# [Required work]
Please write the listing below out again exactly, leaving every picture behind.

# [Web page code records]
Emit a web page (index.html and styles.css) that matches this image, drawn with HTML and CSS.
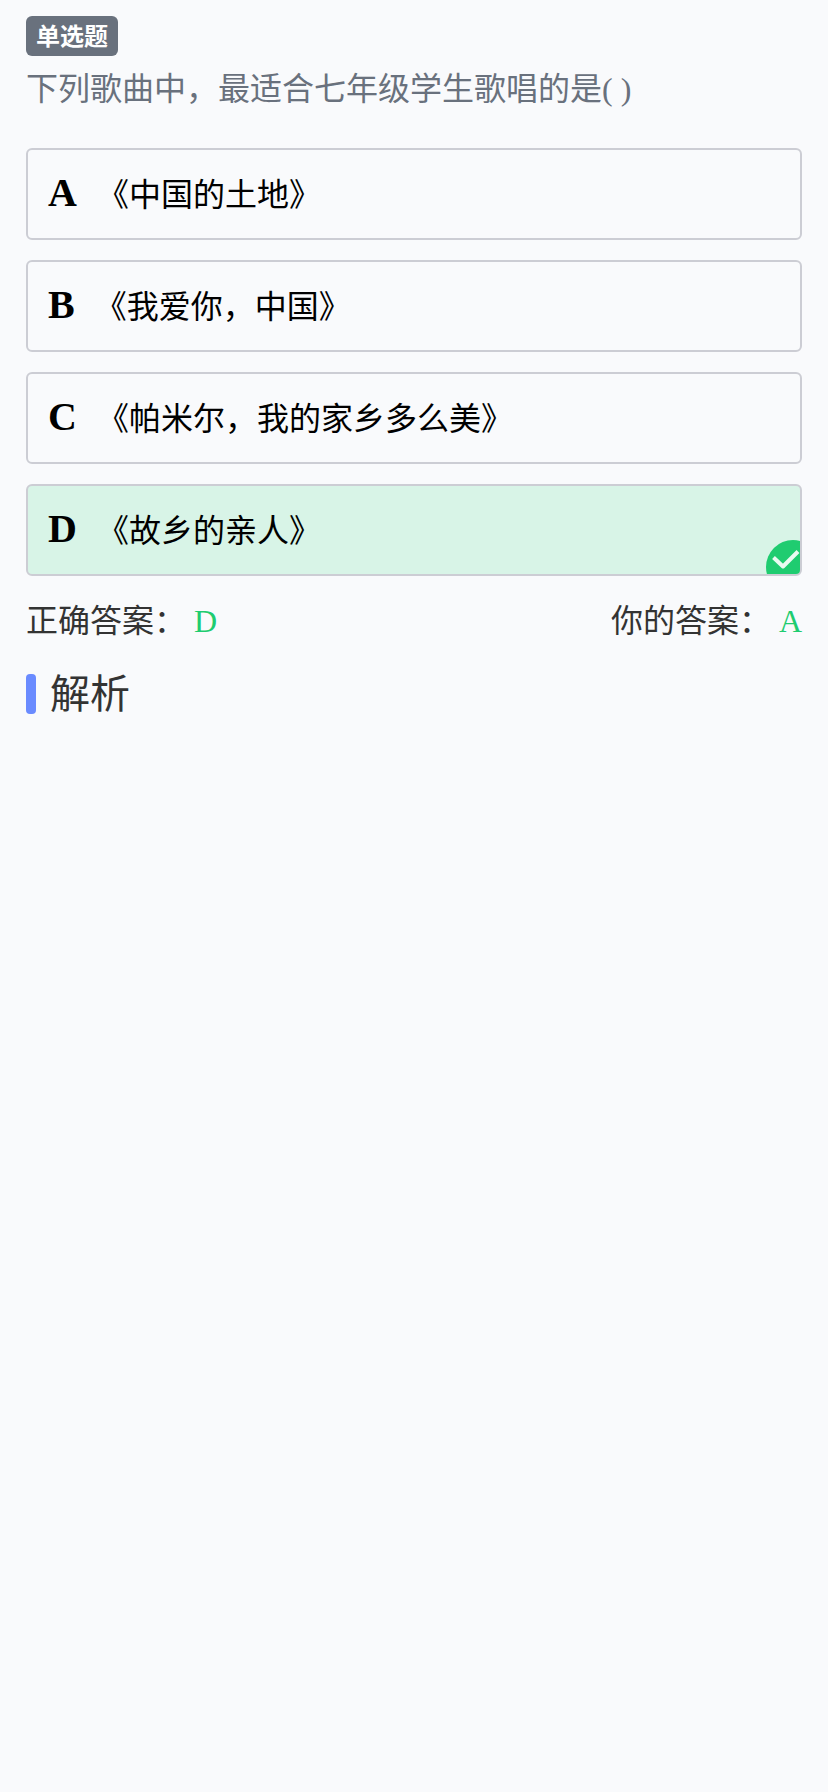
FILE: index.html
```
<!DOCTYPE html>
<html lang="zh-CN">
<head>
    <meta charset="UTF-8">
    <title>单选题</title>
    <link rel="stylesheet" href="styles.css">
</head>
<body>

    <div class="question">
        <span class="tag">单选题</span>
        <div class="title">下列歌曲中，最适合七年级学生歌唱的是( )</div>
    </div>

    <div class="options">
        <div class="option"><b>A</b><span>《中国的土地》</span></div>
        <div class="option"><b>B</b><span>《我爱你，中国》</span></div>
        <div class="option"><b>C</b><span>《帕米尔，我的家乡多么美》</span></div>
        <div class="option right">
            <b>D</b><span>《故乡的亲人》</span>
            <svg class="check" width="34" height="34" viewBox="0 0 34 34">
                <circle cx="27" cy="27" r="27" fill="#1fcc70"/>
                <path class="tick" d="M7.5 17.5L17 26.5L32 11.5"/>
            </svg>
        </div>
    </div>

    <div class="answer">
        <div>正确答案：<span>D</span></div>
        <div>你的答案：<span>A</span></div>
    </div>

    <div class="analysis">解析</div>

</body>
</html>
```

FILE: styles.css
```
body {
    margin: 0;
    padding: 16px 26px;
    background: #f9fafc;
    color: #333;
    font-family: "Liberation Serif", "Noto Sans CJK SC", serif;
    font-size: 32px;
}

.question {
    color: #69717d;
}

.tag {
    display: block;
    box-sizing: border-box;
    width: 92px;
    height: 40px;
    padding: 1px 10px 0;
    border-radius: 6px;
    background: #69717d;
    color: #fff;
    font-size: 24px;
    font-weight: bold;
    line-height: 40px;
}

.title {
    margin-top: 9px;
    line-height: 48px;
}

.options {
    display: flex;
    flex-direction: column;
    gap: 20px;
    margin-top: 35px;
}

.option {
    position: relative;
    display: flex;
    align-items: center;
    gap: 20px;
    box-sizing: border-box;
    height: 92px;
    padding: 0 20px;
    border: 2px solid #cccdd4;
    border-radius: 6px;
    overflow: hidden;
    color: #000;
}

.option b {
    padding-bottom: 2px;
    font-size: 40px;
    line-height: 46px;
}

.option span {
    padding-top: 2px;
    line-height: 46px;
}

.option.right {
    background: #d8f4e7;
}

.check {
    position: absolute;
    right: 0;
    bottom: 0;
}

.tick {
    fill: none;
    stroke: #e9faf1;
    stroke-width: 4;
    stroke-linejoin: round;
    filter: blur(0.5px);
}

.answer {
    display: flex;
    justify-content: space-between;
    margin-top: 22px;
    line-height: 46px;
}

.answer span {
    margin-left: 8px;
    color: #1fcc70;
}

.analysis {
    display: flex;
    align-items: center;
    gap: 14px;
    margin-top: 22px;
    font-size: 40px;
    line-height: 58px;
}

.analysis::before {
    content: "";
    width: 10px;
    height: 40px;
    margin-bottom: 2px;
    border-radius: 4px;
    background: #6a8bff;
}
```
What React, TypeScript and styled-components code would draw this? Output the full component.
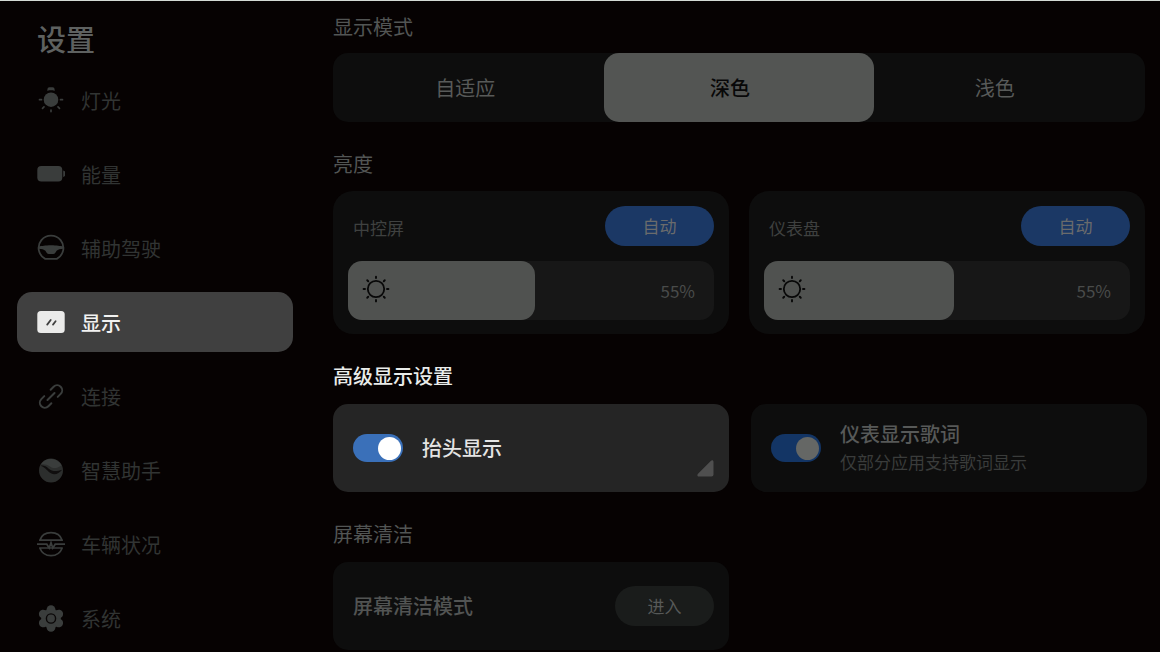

# [Task solution]
Emit a web page (index.html and styles.css) that matches this image, drawn with HTML and CSS.
FILE: index.html
```
<!DOCTYPE html>
<html lang="zh-CN">
<head>
    <meta charset="UTF-8">
    <title>单选题</title>
    <link rel="stylesheet" href="styles.css">
</head>
<body>

    <div class="question">
        <span class="tag">单选题</span>
        <div class="title">下列歌曲中，最适合七年级学生歌唱的是( )</div>
    </div>

    <div class="options">
        <div class="option"><b>A</b><span>《中国的土地》</span></div>
        <div class="option"><b>B</b><span>《我爱你，中国》</span></div>
        <div class="option"><b>C</b><span>《帕米尔，我的家乡多么美》</span></div>
        <div class="option right">
            <b>D</b><span>《故乡的亲人》</span>
            <svg class="check" width="34" height="34" viewBox="0 0 34 34">
                <circle cx="27" cy="27" r="27" fill="#1fcc70"/>
                <path class="tick" d="M7.5 17.5L17 26.5L32 11.5"/>
            </svg>
        </div>
    </div>

    <div class="answer">
        <div>正确答案：<span>D</span></div>
        <div>你的答案：<span>A</span></div>
    </div>

    <div class="analysis">解析</div>

</body>
</html>
```

FILE: styles.css
```
body {
    margin: 0;
    padding: 16px 26px;
    background: #f9fafc;
    color: #333;
    font-family: "Liberation Serif", "Noto Sans CJK SC", serif;
    font-size: 32px;
}

.question {
    color: #69717d;
}

.tag {
    display: block;
    box-sizing: border-box;
    width: 92px;
    height: 40px;
    padding: 1px 10px 0;
    border-radius: 6px;
    background: #69717d;
    color: #fff;
    font-size: 24px;
    font-weight: bold;
    line-height: 40px;
}

.title {
    margin-top: 9px;
    line-height: 48px;
}

.options {
    display: flex;
    flex-direction: column;
    gap: 20px;
    margin-top: 35px;
}

.option {
    position: relative;
    display: flex;
    align-items: center;
    gap: 20px;
    box-sizing: border-box;
    height: 92px;
    padding: 0 20px;
    border: 2px solid #cccdd4;
    border-radius: 6px;
    overflow: hidden;
    color: #000;
}

.option b {
    padding-bottom: 2px;
    font-size: 40px;
    line-height: 46px;
}

.option span {
    padding-top: 2px;
    line-height: 46px;
}

.option.right {
    background: #d8f4e7;
}

.check {
    position: absolute;
    right: 0;
    bottom: 0;
}

.tick {
    fill: none;
    stroke: #e9faf1;
    stroke-width: 4;
    stroke-linejoin: round;
    filter: blur(0.5px);
}

.answer {
    display: flex;
    justify-content: space-between;
    margin-top: 22px;
    line-height: 46px;
}

.answer span {
    margin-left: 8px;
    color: #1fcc70;
}

.analysis {
    display: flex;
    align-items: center;
    gap: 14px;
    margin-top: 22px;
    font-size: 40px;
    line-height: 58px;
}

.analysis::before {
    content: "";
    width: 10px;
    height: 40px;
    margin-bottom: 2px;
    border-radius: 4px;
    background: #6a8bff;
}
```
What React, TypeScript and styled-components code would draw this? Output the full component.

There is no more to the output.